— Challenge —
Give the listing again exactly, omitting its images.

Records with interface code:
▬▬▬

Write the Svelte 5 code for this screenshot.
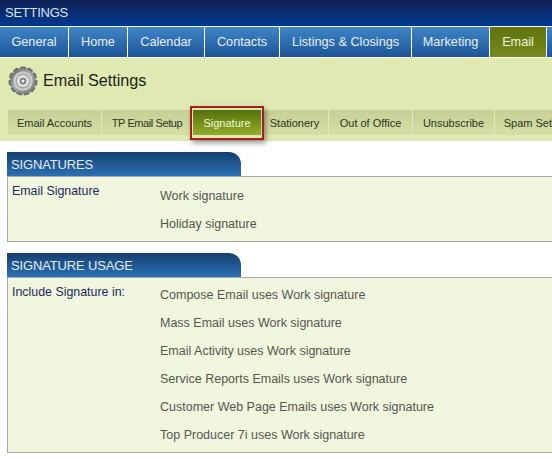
<script>
  const navItems = [
    { label: 'General', width: 69 },
    { label: 'Home', width: 59 },
    { label: 'Calendar', width: 77 },
    { label: 'Contacts', width: 75 },
    { label: 'Listings & Closings', width: 132 },
    { label: 'Marketing', width: 78 },
    { label: 'Email', width: 57, active: true }
  ]

  const subTabs = [
    { label: 'Email Accounts', width: 94 },
    { label: 'TP Email Setup', width: 91, tight: true },
    { label: 'Signature', width: 68, active: true },
    { label: 'Stationery', width: 68 },
    { label: 'Out of Office', width: 84 },
    { label: 'Unsubscribe', width: 82 },
    { label: 'Spam Settings', width: 90 }
  ]

  const signatures = ['Work signature', 'Holiday signature']

  const usage = [
    'Compose Email uses Work signature',
    'Mass Email uses Work signature',
    'Email Activity uses Work signature',
    'Service Reports Emails uses Work signature',
    'Customer Web Page Emails uses Work signature',
    'Top Producer 7i uses Work signature'
  ]

  // gear outline: 11 rounded teeth around the centre
  const teeth = Array.from({ length: 11 }, (_, i) => (i * 360) / 11)
</script>

<div class="page">
  <div class="title-bar">SETTINGS</div>

  <nav class="main-nav">
    {#each navItems as item}
      <div class="nav-item" class:active={item.active} style="width: {item.width}px">{item.label}</div>
    {/each}
  </nav>

  <div class="settings-head">
    <div class="heading">
      <svg class="gear" width="30" height="30" viewBox="0 0 32 32">
        <defs>
          <linearGradient id="gearFill" x1="0" y1="0" x2="1" y2="1">
            <stop offset="0" stop-color="#5f6564" />
            <stop offset="0.45" stop-color="#a5aaa8" />
            <stop offset="1" stop-color="#777c7b" />
          </linearGradient>
        </defs>
        {#each teeth as angle}
          <rect x="12.5" y="0.5" width="7" height="6" rx="2.2" fill="#6f7473" transform="rotate({angle} 16 16)" />
        {/each}
        <circle cx="16" cy="16" r="13" fill="url(#gearFill)" />
        <circle cx="16" cy="16" r="10.5" fill="#c9cdcb" />
        <circle cx="16" cy="16" r="8" fill="#a3a8a6" />
        <circle cx="16" cy="16" r="6.5" fill="#dfe2df" />
        <circle cx="16" cy="16" r="3.6" fill="#7d8280" />
        <circle cx="16" cy="16" r="1.6" fill="#eef0ec" />
      </svg>
      <h1>Email Settings</h1>
    </div>

    <div class="sub-tabs">
      {#each subTabs as tab}
        <div class="sub-tab" class:active={tab.active} class:tight={tab.tight} style="width: {tab.width}px">
          {tab.label}
          {#if tab.active}
            <span class="highlight"></span>
          {/if}
        </div>
      {/each}
    </div>
  </div>

  <section>
    <h2>SIGNATURES</h2>
    <div class="panel">
      <div class="label">Email Signature</div>
      <div class="rows">
        {#each signatures as row}
          <div class="row">{row}</div>
        {/each}
      </div>
    </div>
  </section>

  <section>
    <h2>SIGNATURE USAGE</h2>
    <div class="panel">
      <div class="label">Include Signature in:</div>
      <div class="rows usage">
        {#each usage as row}
          <div class="row">{row}</div>
        {/each}
      </div>
    </div>
  </section>
</div>

<style>
  :global(body) {
    background: #fff;
  }

  .page {
    width: 552px;
    height: 459px;
    overflow: hidden;
    font-family: "Liberation Sans", Arial, sans-serif;
  }

  .title-bar {
    height: 26px;
    box-sizing: border-box;
    padding: 5px 0 0 5px;
    font-size: 13px;
    letter-spacing: -0.25px;
    line-height: 16px;
    color: #dbe4f3;
    background: linear-gradient(#0f2156, #003a8f);
  }

  .main-nav {
    display: flex;
    height: 30px;
    border-top: 1px solid #fff;
    border-bottom: 1px solid #fff;
    background: linear-gradient(#3f85c8, #1c5595);
  }

  .nav-item {
    flex: none;
    box-sizing: border-box;
    border-right: 1px solid #fff;
    text-align: center;
    font-size: 12.7px;
    line-height: 30px;
    color: #e6eef7;
  }

  .nav-item.active {
    background: linear-gradient(#5f7310, #76891c);
    color: #f2f6dc;
  }

  .settings-head {
    height: 83px;
    background: #e0e9b1;
  }

  .heading {
    display: flex;
    align-items: center;
    height: 46px;
    margin-bottom: 6px;
    padding-left: 8px;
    gap: 5px;
  }

  .gear {
    flex: none;
  }

  h1 {
    margin: 0 0 2px;
    font-size: 16.2px;
    font-weight: normal;
    color: #1c1f1a;
  }

  .sub-tabs {
    display: flex;
    height: 25px;
    margin-left: 8px;
    background: linear-gradient(#c5cf96, #d6e0a6);
  }

  .sub-tab {
    position: relative;
    flex: none;
    box-sizing: border-box;
    border-right: 1px solid #e2eabb;
    text-align: center;
    font-size: 11px;
    line-height: 26px;
    white-space: nowrap;
    color: #2d3520;
  }

  .sub-tab.tight {
    letter-spacing: -0.4px;
  }

  .sub-tab.active {
    background: linear-gradient(#55710a, #93ad2c);
    color: #f1f6d8;
    border-right: none;
  }

  /* red marker drawn over the selected tab */
  .highlight {
    position: absolute;
    left: -3px;
    right: -3px;
    top: -4px;
    bottom: -5px;
    border: 2px solid #a81c1c;
    box-shadow: 2px 3px 5px rgba(70, 70, 70, 0.55);
  }

  section {
    margin: 11px 0 0 7px;
  }

  h2 {
    width: 234px;
    height: 24px;
    box-sizing: border-box;
    margin: 0;
    padding-left: 4px;
    font-size: 13px;
    letter-spacing: -0.15px;
    font-weight: normal;
    line-height: 25px;
    color: #e4edf6;
    background: linear-gradient(#163f6f, #2b70b5);
    border-radius: 0 12px 0 0;
  }

  .panel {
    display: flex;
    box-sizing: border-box;
    border: 1px solid #a9a9a9;
    border-right: none;
    background: #f1f6de;
    padding: 7px 0 10px 4px;
  }

  .label {
    width: 148px;
    flex: none;
    font-size: 12.4px;
    line-height: 14px;
    color: #1b2a5c;
  }

  .rows {
    display: flex;
    flex-direction: column;
    gap: 14px;
    padding-top: 5px;
  }

  .rows.usage {
    padding-top: 3px;
  }

  .row {
    height: 14px;
    font-size: 12.5px;
    line-height: 14px;
    color: #555650;
  }
</style>
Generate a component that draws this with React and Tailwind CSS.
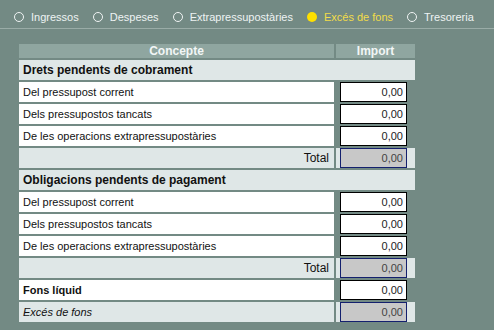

▬▬▬

— Exercise answer —
Write the Svelte 5 code for this screenshot.
<script>
  const navItems = [
    { label: 'General', width: 69 },
    { label: 'Home', width: 59 },
    { label: 'Calendar', width: 77 },
    { label: 'Contacts', width: 75 },
    { label: 'Listings & Closings', width: 132 },
    { label: 'Marketing', width: 78 },
    { label: 'Email', width: 57, active: true }
  ]

  const subTabs = [
    { label: 'Email Accounts', width: 94 },
    { label: 'TP Email Setup', width: 91, tight: true },
    { label: 'Signature', width: 68, active: true },
    { label: 'Stationery', width: 68 },
    { label: 'Out of Office', width: 84 },
    { label: 'Unsubscribe', width: 82 },
    { label: 'Spam Settings', width: 90 }
  ]

  const signatures = ['Work signature', 'Holiday signature']

  const usage = [
    'Compose Email uses Work signature',
    'Mass Email uses Work signature',
    'Email Activity uses Work signature',
    'Service Reports Emails uses Work signature',
    'Customer Web Page Emails uses Work signature',
    'Top Producer 7i uses Work signature'
  ]

  // gear outline: 11 rounded teeth around the centre
  const teeth = Array.from({ length: 11 }, (_, i) => (i * 360) / 11)
</script>

<div class="page">
  <div class="title-bar">SETTINGS</div>

  <nav class="main-nav">
    {#each navItems as item}
      <div class="nav-item" class:active={item.active} style="width: {item.width}px">{item.label}</div>
    {/each}
  </nav>

  <div class="settings-head">
    <div class="heading">
      <svg class="gear" width="30" height="30" viewBox="0 0 32 32">
        <defs>
          <linearGradient id="gearFill" x1="0" y1="0" x2="1" y2="1">
            <stop offset="0" stop-color="#5f6564" />
            <stop offset="0.45" stop-color="#a5aaa8" />
            <stop offset="1" stop-color="#777c7b" />
          </linearGradient>
        </defs>
        {#each teeth as angle}
          <rect x="12.5" y="0.5" width="7" height="6" rx="2.2" fill="#6f7473" transform="rotate({angle} 16 16)" />
        {/each}
        <circle cx="16" cy="16" r="13" fill="url(#gearFill)" />
        <circle cx="16" cy="16" r="10.5" fill="#c9cdcb" />
        <circle cx="16" cy="16" r="8" fill="#a3a8a6" />
        <circle cx="16" cy="16" r="6.5" fill="#dfe2df" />
        <circle cx="16" cy="16" r="3.6" fill="#7d8280" />
        <circle cx="16" cy="16" r="1.6" fill="#eef0ec" />
      </svg>
      <h1>Email Settings</h1>
    </div>

    <div class="sub-tabs">
      {#each subTabs as tab}
        <div class="sub-tab" class:active={tab.active} class:tight={tab.tight} style="width: {tab.width}px">
          {tab.label}
          {#if tab.active}
            <span class="highlight"></span>
          {/if}
        </div>
      {/each}
    </div>
  </div>

  <section>
    <h2>SIGNATURES</h2>
    <div class="panel">
      <div class="label">Email Signature</div>
      <div class="rows">
        {#each signatures as row}
          <div class="row">{row}</div>
        {/each}
      </div>
    </div>
  </section>

  <section>
    <h2>SIGNATURE USAGE</h2>
    <div class="panel">
      <div class="label">Include Signature in:</div>
      <div class="rows usage">
        {#each usage as row}
          <div class="row">{row}</div>
        {/each}
      </div>
    </div>
  </section>
</div>

<style>
  :global(body) {
    background: #fff;
  }

  .page {
    width: 552px;
    height: 459px;
    overflow: hidden;
    font-family: "Liberation Sans", Arial, sans-serif;
  }

  .title-bar {
    height: 26px;
    box-sizing: border-box;
    padding: 5px 0 0 5px;
    font-size: 13px;
    letter-spacing: -0.25px;
    line-height: 16px;
    color: #dbe4f3;
    background: linear-gradient(#0f2156, #003a8f);
  }

  .main-nav {
    display: flex;
    height: 30px;
    border-top: 1px solid #fff;
    border-bottom: 1px solid #fff;
    background: linear-gradient(#3f85c8, #1c5595);
  }

  .nav-item {
    flex: none;
    box-sizing: border-box;
    border-right: 1px solid #fff;
    text-align: center;
    font-size: 12.7px;
    line-height: 30px;
    color: #e6eef7;
  }

  .nav-item.active {
    background: linear-gradient(#5f7310, #76891c);
    color: #f2f6dc;
  }

  .settings-head {
    height: 83px;
    background: #e0e9b1;
  }

  .heading {
    display: flex;
    align-items: center;
    height: 46px;
    margin-bottom: 6px;
    padding-left: 8px;
    gap: 5px;
  }

  .gear {
    flex: none;
  }

  h1 {
    margin: 0 0 2px;
    font-size: 16.2px;
    font-weight: normal;
    color: #1c1f1a;
  }

  .sub-tabs {
    display: flex;
    height: 25px;
    margin-left: 8px;
    background: linear-gradient(#c5cf96, #d6e0a6);
  }

  .sub-tab {
    position: relative;
    flex: none;
    box-sizing: border-box;
    border-right: 1px solid #e2eabb;
    text-align: center;
    font-size: 11px;
    line-height: 26px;
    white-space: nowrap;
    color: #2d3520;
  }

  .sub-tab.tight {
    letter-spacing: -0.4px;
  }

  .sub-tab.active {
    background: linear-gradient(#55710a, #93ad2c);
    color: #f1f6d8;
    border-right: none;
  }

  /* red marker drawn over the selected tab */
  .highlight {
    position: absolute;
    left: -3px;
    right: -3px;
    top: -4px;
    bottom: -5px;
    border: 2px solid #a81c1c;
    box-shadow: 2px 3px 5px rgba(70, 70, 70, 0.55);
  }

  section {
    margin: 11px 0 0 7px;
  }

  h2 {
    width: 234px;
    height: 24px;
    box-sizing: border-box;
    margin: 0;
    padding-left: 4px;
    font-size: 13px;
    letter-spacing: -0.15px;
    font-weight: normal;
    line-height: 25px;
    color: #e4edf6;
    background: linear-gradient(#163f6f, #2b70b5);
    border-radius: 0 12px 0 0;
  }

  .panel {
    display: flex;
    box-sizing: border-box;
    border: 1px solid #a9a9a9;
    border-right: none;
    background: #f1f6de;
    padding: 7px 0 10px 4px;
  }

  .label {
    width: 148px;
    flex: none;
    font-size: 12.4px;
    line-height: 14px;
    color: #1b2a5c;
  }

  .rows {
    display: flex;
    flex-direction: column;
    gap: 14px;
    padding-top: 5px;
  }

  .rows.usage {
    padding-top: 3px;
  }

  .row {
    height: 14px;
    font-size: 12.5px;
    line-height: 14px;
    color: #555650;
  }
</style>
Generate a component that draws this with React and Tailwind CSS.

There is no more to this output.